Stated exercise: Your task is to locate every line holding the string "with" and to copy each of them.

# START OF Data section

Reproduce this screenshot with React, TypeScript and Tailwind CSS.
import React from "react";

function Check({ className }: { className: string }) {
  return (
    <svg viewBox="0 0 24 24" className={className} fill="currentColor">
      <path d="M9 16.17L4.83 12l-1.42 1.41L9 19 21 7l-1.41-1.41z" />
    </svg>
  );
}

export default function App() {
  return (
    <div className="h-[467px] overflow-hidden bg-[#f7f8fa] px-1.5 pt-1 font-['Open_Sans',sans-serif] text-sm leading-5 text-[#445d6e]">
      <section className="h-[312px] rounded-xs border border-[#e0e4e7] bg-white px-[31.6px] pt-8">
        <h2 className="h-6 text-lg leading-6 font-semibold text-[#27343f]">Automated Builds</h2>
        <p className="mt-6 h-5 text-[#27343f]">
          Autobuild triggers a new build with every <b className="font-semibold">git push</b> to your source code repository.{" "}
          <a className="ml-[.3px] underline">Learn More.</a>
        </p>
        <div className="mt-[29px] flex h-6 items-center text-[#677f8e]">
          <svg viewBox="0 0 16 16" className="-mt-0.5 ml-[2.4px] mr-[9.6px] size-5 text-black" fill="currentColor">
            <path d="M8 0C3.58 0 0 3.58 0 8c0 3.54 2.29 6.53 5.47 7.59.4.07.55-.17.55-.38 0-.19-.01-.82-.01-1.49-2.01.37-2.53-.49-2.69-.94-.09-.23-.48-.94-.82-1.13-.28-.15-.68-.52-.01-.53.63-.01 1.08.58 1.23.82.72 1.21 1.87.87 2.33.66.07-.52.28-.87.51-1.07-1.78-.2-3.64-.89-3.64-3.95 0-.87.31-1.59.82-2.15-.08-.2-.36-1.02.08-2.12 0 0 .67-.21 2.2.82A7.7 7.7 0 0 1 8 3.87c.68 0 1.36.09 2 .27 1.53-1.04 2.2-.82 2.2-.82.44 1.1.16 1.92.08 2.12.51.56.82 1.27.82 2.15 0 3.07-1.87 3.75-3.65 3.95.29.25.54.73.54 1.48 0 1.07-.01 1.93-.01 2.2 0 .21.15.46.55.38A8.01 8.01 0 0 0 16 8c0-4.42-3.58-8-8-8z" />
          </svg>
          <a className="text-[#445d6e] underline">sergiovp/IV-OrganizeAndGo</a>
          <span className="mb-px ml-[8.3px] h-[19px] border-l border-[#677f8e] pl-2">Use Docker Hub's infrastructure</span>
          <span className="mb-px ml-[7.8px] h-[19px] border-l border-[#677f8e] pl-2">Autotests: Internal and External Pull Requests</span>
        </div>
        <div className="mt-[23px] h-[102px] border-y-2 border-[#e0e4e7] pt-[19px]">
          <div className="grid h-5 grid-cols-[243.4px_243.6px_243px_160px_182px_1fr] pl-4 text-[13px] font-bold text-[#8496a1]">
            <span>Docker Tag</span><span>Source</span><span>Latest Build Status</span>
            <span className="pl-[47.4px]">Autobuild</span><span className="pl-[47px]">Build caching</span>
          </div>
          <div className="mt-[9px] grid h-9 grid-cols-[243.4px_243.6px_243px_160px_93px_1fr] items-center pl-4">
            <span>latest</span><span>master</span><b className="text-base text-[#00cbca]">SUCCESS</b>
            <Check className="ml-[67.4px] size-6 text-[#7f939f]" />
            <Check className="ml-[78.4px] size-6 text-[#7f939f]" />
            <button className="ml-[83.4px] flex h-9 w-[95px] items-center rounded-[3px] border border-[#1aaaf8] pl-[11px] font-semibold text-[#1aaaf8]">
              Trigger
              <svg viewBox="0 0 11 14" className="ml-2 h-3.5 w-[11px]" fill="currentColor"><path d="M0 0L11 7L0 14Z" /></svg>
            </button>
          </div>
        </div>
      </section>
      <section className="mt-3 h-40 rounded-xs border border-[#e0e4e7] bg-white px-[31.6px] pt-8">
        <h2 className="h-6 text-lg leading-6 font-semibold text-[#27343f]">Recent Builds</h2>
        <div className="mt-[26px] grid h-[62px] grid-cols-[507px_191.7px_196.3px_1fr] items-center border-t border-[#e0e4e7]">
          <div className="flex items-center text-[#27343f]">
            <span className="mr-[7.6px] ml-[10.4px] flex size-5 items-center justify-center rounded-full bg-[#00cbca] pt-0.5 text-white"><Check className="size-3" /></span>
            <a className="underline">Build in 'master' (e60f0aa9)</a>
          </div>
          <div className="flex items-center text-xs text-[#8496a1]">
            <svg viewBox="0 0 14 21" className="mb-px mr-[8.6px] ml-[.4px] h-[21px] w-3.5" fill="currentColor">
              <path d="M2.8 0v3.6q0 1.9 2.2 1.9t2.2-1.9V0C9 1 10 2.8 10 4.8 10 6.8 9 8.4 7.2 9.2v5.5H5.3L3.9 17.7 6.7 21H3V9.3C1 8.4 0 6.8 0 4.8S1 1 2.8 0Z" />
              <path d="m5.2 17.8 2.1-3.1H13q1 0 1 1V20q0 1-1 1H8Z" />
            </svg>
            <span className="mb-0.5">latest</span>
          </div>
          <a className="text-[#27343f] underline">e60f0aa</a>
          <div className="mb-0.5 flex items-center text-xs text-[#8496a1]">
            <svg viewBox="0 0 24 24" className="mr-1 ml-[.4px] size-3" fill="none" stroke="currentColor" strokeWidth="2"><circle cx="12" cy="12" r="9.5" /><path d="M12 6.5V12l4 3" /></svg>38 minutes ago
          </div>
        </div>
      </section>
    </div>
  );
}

# END OF Data section
# START OF Data section

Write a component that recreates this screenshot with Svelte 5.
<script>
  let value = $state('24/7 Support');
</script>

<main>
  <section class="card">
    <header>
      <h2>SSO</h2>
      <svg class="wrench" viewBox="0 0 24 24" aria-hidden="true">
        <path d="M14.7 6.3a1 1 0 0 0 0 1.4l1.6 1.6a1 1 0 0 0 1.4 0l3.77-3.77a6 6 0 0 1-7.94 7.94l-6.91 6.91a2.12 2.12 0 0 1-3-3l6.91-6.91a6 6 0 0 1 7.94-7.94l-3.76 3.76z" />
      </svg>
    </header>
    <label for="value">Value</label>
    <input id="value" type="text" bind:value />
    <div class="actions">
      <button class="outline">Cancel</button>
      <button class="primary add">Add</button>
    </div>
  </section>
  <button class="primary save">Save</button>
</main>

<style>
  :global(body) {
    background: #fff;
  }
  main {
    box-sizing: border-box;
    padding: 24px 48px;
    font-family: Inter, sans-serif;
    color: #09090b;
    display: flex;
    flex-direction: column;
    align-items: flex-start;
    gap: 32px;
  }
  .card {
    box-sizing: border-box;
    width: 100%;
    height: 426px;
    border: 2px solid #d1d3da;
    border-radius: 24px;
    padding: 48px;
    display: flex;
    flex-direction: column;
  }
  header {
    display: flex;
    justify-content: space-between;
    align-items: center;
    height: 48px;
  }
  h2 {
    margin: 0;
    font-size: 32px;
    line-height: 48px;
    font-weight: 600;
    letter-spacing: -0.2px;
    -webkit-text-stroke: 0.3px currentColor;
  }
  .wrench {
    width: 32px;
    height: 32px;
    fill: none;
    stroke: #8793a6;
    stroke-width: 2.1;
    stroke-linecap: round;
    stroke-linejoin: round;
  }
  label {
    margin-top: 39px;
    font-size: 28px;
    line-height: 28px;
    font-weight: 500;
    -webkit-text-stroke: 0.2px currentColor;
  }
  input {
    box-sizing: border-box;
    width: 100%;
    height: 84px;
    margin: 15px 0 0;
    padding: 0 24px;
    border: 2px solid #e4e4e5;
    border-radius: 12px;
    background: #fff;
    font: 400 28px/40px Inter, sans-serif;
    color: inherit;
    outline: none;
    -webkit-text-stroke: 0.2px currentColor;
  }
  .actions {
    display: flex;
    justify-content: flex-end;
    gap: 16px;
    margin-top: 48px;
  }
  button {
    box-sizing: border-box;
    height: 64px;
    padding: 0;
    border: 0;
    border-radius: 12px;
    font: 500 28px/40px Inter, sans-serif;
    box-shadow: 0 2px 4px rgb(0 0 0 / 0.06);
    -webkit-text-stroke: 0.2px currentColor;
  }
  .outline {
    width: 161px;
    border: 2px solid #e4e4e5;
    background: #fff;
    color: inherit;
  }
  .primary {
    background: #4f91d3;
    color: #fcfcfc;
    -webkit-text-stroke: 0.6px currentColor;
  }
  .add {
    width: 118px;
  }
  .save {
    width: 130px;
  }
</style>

# END OF Data section
# START OF Data section

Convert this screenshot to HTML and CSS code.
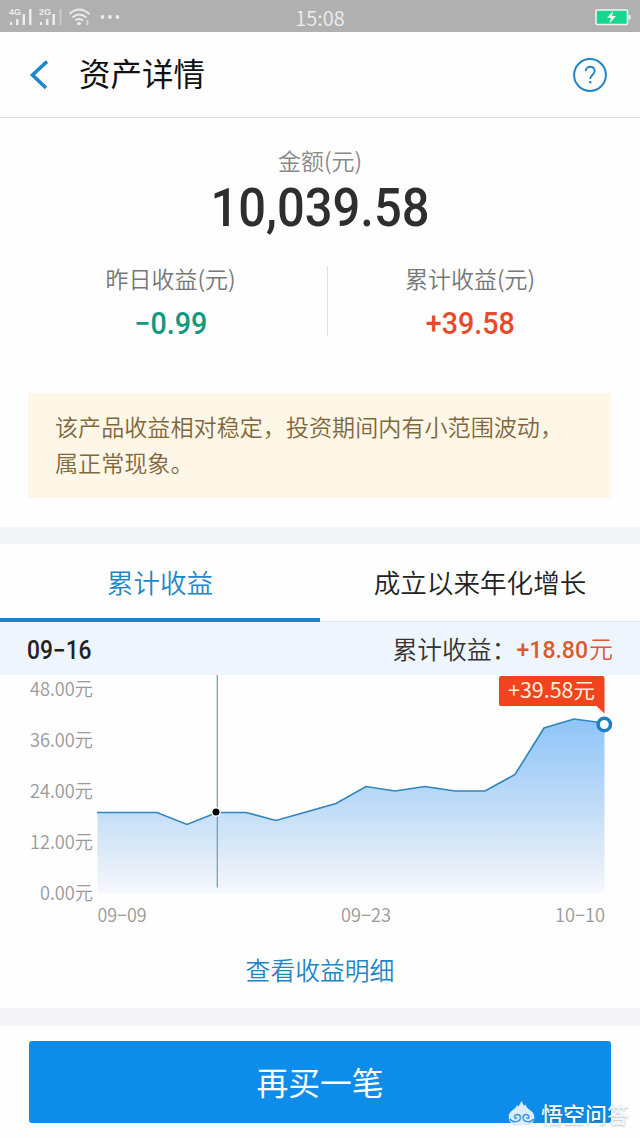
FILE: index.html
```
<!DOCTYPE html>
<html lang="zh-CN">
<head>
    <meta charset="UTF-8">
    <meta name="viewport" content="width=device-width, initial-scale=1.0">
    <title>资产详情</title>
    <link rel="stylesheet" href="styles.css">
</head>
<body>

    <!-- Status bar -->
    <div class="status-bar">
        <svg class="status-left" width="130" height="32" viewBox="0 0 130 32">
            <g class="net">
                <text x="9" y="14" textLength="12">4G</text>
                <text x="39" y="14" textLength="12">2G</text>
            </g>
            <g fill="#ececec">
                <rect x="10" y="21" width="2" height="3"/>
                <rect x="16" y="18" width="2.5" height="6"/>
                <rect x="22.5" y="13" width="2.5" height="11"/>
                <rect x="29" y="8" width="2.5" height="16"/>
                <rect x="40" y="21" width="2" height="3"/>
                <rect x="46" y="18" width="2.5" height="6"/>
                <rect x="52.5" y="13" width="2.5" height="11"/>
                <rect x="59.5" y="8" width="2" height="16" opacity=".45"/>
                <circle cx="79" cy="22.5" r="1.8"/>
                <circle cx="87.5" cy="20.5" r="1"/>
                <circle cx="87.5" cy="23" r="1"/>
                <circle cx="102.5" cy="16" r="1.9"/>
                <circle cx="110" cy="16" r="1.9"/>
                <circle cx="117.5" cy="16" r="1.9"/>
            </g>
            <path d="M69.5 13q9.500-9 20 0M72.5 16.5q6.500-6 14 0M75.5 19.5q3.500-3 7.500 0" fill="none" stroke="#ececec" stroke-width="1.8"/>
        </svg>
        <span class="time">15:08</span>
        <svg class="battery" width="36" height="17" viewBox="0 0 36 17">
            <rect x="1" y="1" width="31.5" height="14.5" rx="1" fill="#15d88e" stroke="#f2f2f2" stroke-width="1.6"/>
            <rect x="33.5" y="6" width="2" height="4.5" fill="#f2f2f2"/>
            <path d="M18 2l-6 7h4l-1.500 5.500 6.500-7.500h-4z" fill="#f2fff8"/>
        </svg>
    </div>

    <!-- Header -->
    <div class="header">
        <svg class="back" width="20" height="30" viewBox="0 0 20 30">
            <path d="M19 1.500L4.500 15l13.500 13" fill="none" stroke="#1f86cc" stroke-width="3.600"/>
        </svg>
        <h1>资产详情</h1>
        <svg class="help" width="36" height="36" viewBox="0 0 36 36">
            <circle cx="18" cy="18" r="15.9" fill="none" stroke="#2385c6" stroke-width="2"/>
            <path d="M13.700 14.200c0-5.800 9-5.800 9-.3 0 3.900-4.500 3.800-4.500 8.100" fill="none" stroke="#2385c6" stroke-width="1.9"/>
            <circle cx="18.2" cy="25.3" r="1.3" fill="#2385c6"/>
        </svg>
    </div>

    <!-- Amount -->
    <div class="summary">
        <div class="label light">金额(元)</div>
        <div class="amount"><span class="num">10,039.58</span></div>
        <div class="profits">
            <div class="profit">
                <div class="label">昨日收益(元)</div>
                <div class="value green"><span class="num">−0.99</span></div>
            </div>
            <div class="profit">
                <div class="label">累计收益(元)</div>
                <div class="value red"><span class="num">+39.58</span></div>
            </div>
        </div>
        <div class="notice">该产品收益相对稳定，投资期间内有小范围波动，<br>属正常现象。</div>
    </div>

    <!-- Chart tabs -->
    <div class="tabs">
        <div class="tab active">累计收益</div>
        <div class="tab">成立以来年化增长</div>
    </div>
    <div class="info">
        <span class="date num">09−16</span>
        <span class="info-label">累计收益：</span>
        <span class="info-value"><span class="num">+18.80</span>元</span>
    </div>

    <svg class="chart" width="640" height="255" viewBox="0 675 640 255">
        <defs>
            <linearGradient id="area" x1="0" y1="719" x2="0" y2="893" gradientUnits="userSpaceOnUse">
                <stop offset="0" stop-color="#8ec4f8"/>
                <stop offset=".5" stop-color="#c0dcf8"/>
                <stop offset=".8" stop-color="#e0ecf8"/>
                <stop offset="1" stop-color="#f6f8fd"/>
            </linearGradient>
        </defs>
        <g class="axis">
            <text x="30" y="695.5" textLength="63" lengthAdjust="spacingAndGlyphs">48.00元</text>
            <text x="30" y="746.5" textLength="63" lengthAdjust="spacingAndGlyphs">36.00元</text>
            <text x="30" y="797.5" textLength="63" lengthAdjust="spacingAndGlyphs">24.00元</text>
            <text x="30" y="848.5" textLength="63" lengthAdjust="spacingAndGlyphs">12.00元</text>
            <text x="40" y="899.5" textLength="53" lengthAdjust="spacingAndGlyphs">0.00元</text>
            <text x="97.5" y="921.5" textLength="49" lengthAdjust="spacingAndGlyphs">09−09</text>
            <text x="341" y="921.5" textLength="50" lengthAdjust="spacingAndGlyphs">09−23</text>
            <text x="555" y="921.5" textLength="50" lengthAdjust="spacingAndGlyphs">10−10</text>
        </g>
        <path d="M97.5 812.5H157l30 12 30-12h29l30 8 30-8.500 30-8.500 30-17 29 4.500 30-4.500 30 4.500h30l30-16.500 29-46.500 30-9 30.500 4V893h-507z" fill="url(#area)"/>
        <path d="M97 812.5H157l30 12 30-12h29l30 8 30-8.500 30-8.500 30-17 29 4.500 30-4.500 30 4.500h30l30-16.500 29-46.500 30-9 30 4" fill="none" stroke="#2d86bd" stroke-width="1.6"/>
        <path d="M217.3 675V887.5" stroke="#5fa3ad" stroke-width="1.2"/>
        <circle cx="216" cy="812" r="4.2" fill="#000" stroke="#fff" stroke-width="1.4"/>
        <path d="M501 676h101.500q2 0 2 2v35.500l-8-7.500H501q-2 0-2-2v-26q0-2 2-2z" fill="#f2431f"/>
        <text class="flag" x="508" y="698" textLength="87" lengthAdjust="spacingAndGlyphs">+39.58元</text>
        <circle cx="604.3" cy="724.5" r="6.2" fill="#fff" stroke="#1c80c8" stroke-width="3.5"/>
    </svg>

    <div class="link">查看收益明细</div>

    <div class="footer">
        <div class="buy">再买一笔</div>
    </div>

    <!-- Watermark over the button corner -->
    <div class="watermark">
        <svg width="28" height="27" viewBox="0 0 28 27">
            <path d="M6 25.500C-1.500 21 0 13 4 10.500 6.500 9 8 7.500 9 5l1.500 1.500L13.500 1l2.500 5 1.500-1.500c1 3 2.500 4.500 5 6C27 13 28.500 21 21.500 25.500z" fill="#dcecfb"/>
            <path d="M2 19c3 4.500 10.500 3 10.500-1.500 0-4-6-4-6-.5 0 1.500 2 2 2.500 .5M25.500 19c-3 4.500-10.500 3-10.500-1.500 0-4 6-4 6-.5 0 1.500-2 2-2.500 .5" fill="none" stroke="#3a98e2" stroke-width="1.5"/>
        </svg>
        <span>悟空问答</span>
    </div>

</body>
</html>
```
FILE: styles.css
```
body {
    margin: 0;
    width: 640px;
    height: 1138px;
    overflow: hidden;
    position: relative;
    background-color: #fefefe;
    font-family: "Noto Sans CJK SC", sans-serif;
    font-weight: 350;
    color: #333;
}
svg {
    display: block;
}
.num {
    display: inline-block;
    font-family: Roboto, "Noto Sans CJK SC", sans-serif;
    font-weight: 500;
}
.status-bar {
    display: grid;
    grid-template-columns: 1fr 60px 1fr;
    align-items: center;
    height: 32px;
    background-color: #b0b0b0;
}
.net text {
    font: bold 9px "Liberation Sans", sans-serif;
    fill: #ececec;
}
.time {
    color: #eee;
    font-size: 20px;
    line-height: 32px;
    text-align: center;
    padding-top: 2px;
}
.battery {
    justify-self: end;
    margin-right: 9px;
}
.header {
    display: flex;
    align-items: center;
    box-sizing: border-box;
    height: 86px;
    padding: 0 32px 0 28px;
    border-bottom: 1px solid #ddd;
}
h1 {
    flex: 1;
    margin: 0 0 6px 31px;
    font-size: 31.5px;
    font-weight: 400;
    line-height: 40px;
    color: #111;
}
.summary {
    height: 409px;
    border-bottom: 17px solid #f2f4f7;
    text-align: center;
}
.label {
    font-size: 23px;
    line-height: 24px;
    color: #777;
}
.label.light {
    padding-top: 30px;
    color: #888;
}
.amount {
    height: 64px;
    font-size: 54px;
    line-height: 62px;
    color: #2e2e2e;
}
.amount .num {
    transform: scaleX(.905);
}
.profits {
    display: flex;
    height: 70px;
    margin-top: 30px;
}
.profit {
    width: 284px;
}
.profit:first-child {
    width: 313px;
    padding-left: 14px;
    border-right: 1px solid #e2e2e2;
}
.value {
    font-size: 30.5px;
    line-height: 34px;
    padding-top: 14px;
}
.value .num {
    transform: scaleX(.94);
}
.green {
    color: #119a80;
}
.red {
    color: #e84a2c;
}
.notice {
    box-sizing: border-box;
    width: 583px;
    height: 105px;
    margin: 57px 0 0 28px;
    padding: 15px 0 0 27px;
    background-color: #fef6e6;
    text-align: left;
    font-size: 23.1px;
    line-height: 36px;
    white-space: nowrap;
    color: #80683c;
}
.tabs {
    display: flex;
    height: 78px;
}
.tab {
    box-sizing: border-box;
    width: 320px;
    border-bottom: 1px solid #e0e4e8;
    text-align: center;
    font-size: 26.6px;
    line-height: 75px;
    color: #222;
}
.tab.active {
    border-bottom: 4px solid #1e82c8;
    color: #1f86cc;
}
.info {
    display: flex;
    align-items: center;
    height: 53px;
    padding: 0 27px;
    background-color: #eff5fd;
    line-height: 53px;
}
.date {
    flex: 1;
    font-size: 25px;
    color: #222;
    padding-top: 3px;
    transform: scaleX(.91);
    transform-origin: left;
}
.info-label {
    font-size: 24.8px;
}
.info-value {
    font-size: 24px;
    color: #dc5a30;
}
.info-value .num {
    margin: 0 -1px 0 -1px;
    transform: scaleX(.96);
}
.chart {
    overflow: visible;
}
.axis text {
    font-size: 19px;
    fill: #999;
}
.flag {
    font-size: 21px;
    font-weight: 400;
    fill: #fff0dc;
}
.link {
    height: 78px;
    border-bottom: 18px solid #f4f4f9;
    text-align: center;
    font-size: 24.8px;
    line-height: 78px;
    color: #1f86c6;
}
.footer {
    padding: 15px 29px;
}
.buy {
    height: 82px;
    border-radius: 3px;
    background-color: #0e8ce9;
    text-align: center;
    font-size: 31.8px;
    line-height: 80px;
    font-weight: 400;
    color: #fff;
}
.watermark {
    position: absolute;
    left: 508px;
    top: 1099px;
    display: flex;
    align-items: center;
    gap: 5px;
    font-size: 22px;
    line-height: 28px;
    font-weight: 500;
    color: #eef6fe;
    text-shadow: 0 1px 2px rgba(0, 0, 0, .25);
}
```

# END OF Data section

Answer to the exercise:
Reproduce this screenshot with React, TypeScript and Tailwind CSS.
          Autobuild triggers a new build with every <b className="font-semibold">git push</b> to your source code repository.{" "}
Write a component that recreates this screenshot with Svelte 5.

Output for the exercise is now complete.